Si ce sujet vous intéresse, je vous encourage à lire le très beau récit écrit par sa cousine Vanessa Schneider journaliste au journal Le Monde. Quand Maria avait quitté sa mère, elle était allée vivre chez son oncle maternel, elle y est restée un an avant de devoir partir  de nouveau : un bébé allait naître, Vanessa Schneider. Elle reviendra, souvent, de manière imprévisible, dans des états épouvantables ou joyeuse, trop joyeuse…

Laurence

Tu t’appelais Maria Schneider Vanessa Schneider   Grasset

Une réflexion sur « Elle s’appelait Maria Schneider »

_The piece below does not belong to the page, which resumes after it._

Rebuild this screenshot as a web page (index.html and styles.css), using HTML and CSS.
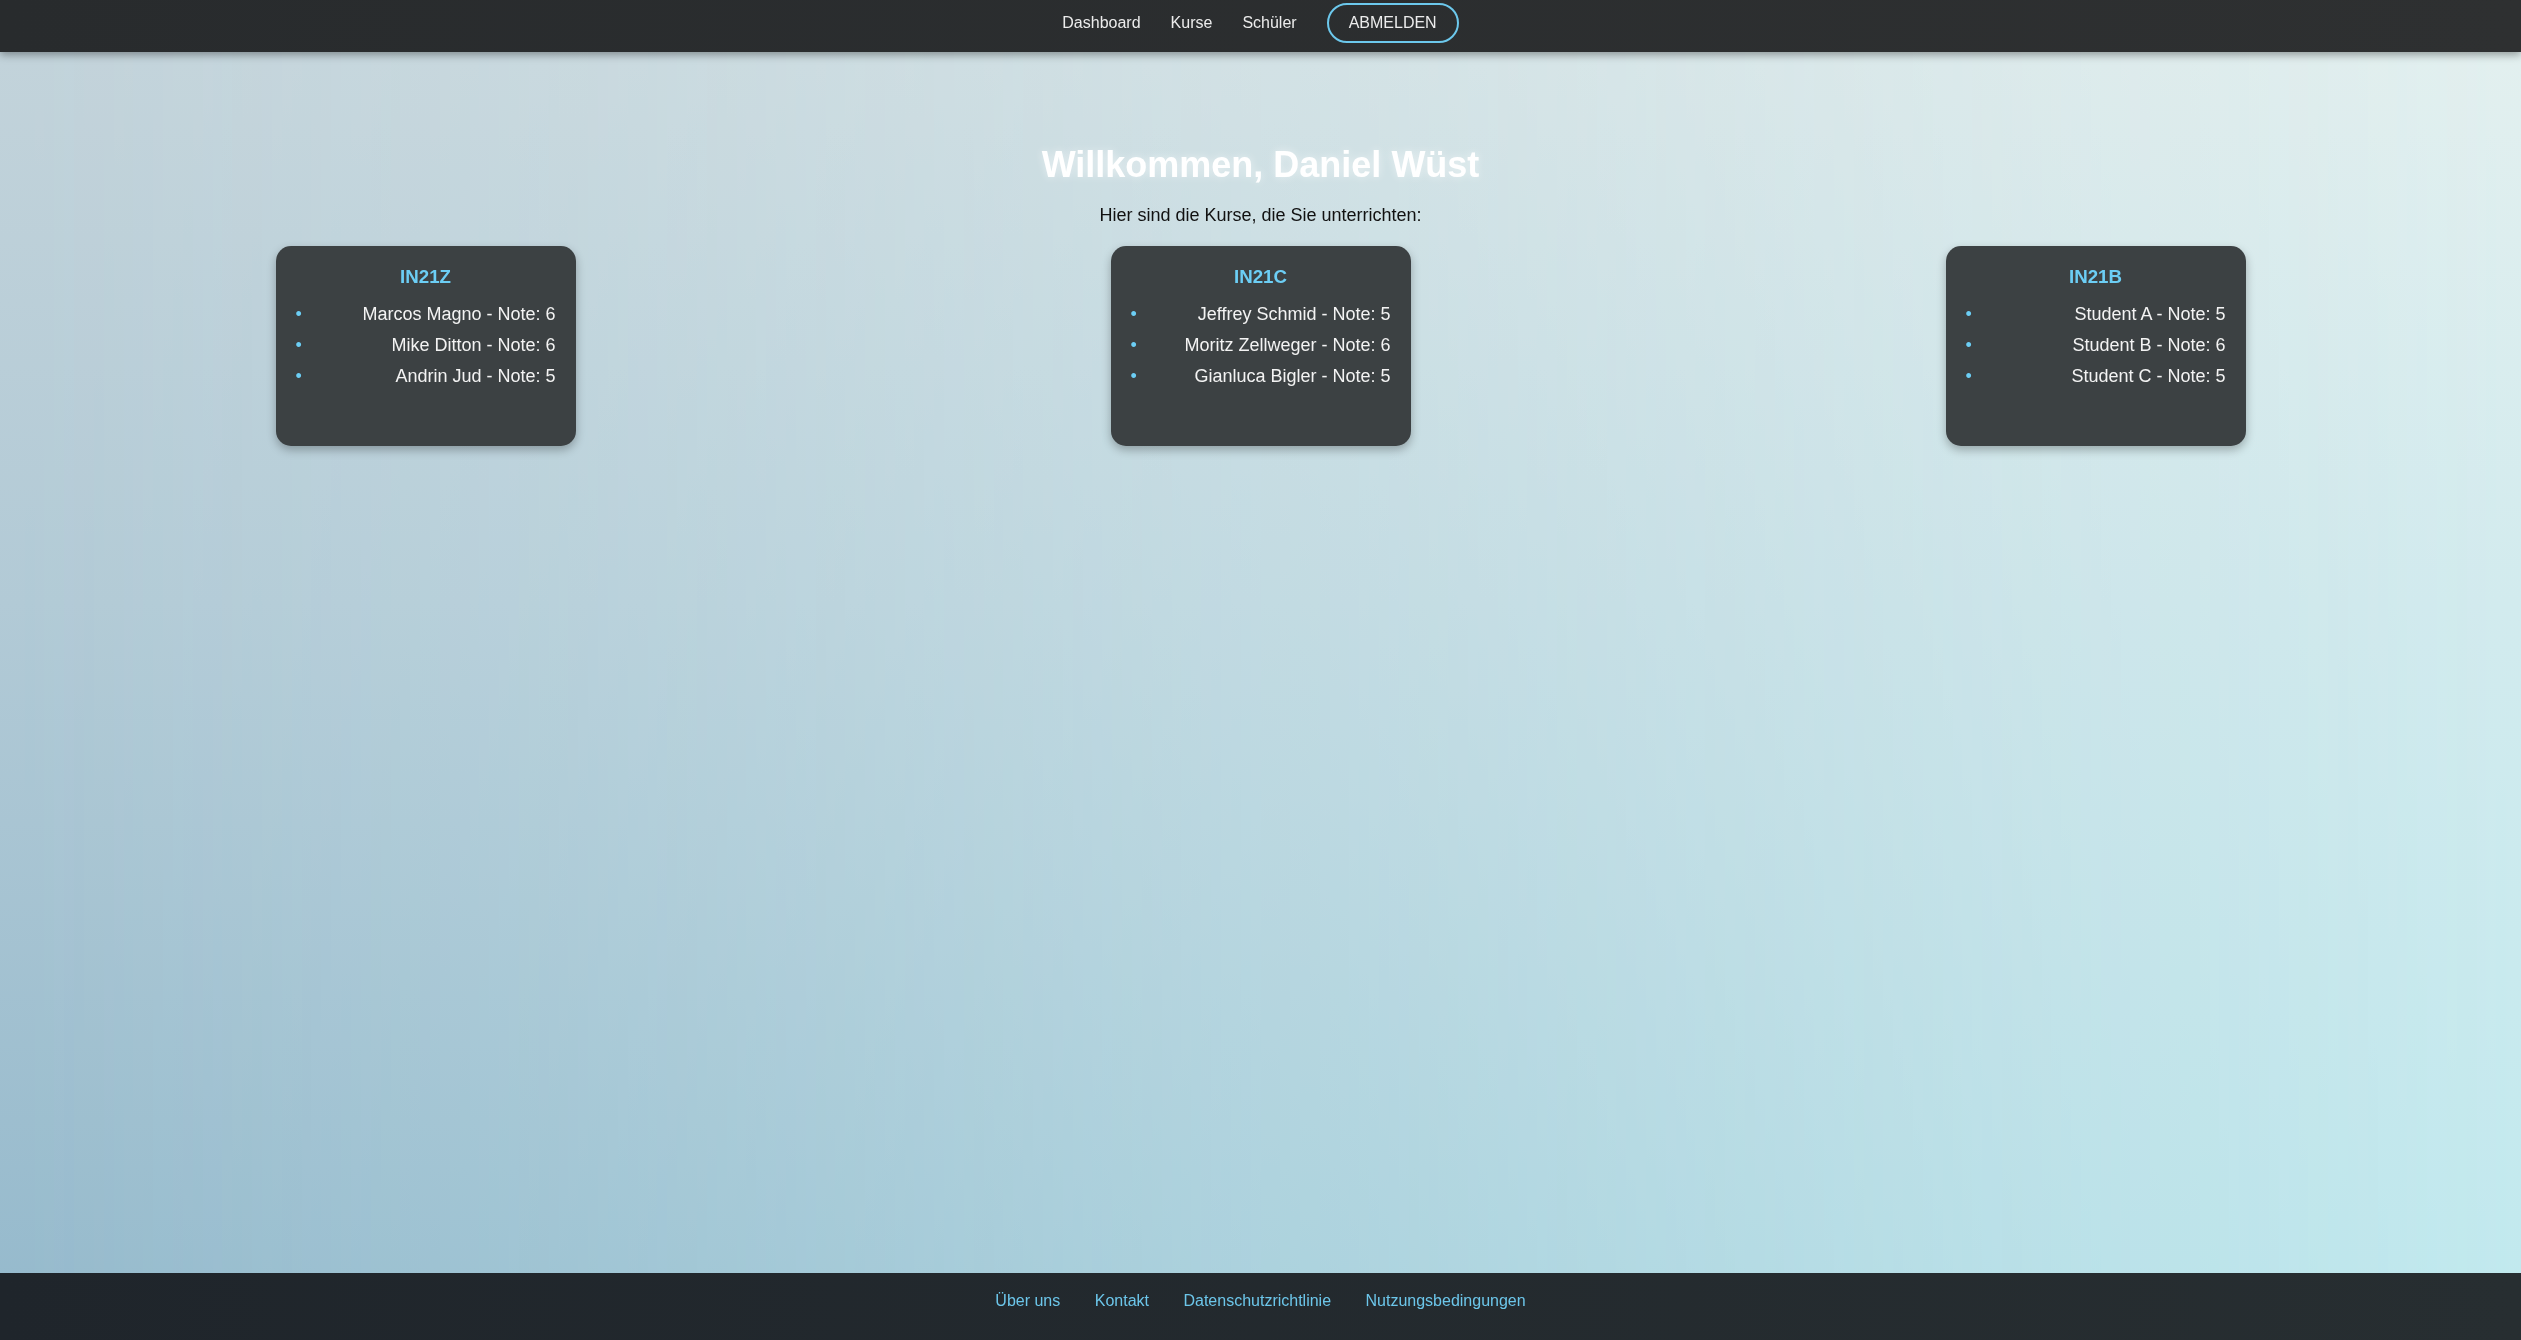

  1. Merci, Laurence, pour ton article.
    Quand j’ai vu Le dernier tango à sa sortie, en 1972, j’avais 18 ans et j’étais très romantique.
    Le film m’a beaucoup choquée. J’ai fait un vrai blocage …
    Sans parler de la scène du beurre, sans explication, j’ai juste dit à mon ami, qui n’avait pas encore vu le film, que je ne l’avais pas du tout aimé. « Tu n’as rien compris, tout simplement ! Je préfère croire C. (une amie de ses parents) Elle a trouvé le film magnifique » qu’il me dit, le gars !
    C’est drôle comme cette scène dans ce café parisien me revient intacte … Je pourrais la reproduire, image par image + les scènes annexes. C’est drôle comme les films, tout comme les chansons, s’insèrent et marquent précisément notre vie.
    Dans ce temps-là, il ne fallait s’offusquer de rien. Ce n’était pas moderne.
    Maria Schneider incarnait une jeune femme moderne bien lookée par Gitt Magrini, costumière à la filmographie impressionnante (et qui joue sa mère).
    Si un des premiers choix de Bertolucci (dans l’ordre J.L. Trintignant, J.P. Belmondo, A. Delon) avait accepté le rôle, « la » scène n’aurait sans doute pas existé. La jeune actrice n’était pas prévenue, que Bertolucci s’était mis d’accord sur cette question du beurre avec Marlon Brando au petit déjeuner en beurrant leurs tartines ». Sa fragilité, son innocence ont été abusées , ses ailes, rognées.
    La vie de Maria Schneider, sans cette scène, n’aurait pas été la même. Sans doute.
    Jusqu’où peut-on aller pour obtenir la scène désirée ? Où sont les limites à ne pas dépasser ? En 1972, il était possible d’aller trop loin. Après MeToo est-ce devenu impossible ? Pas sûr.
    Je serais curieuse de (re)voir ce film où, d’ailleurs, c’est la jeune femme qui s’en sort.
    Décidément, le cinéma c’est la vie en mieux !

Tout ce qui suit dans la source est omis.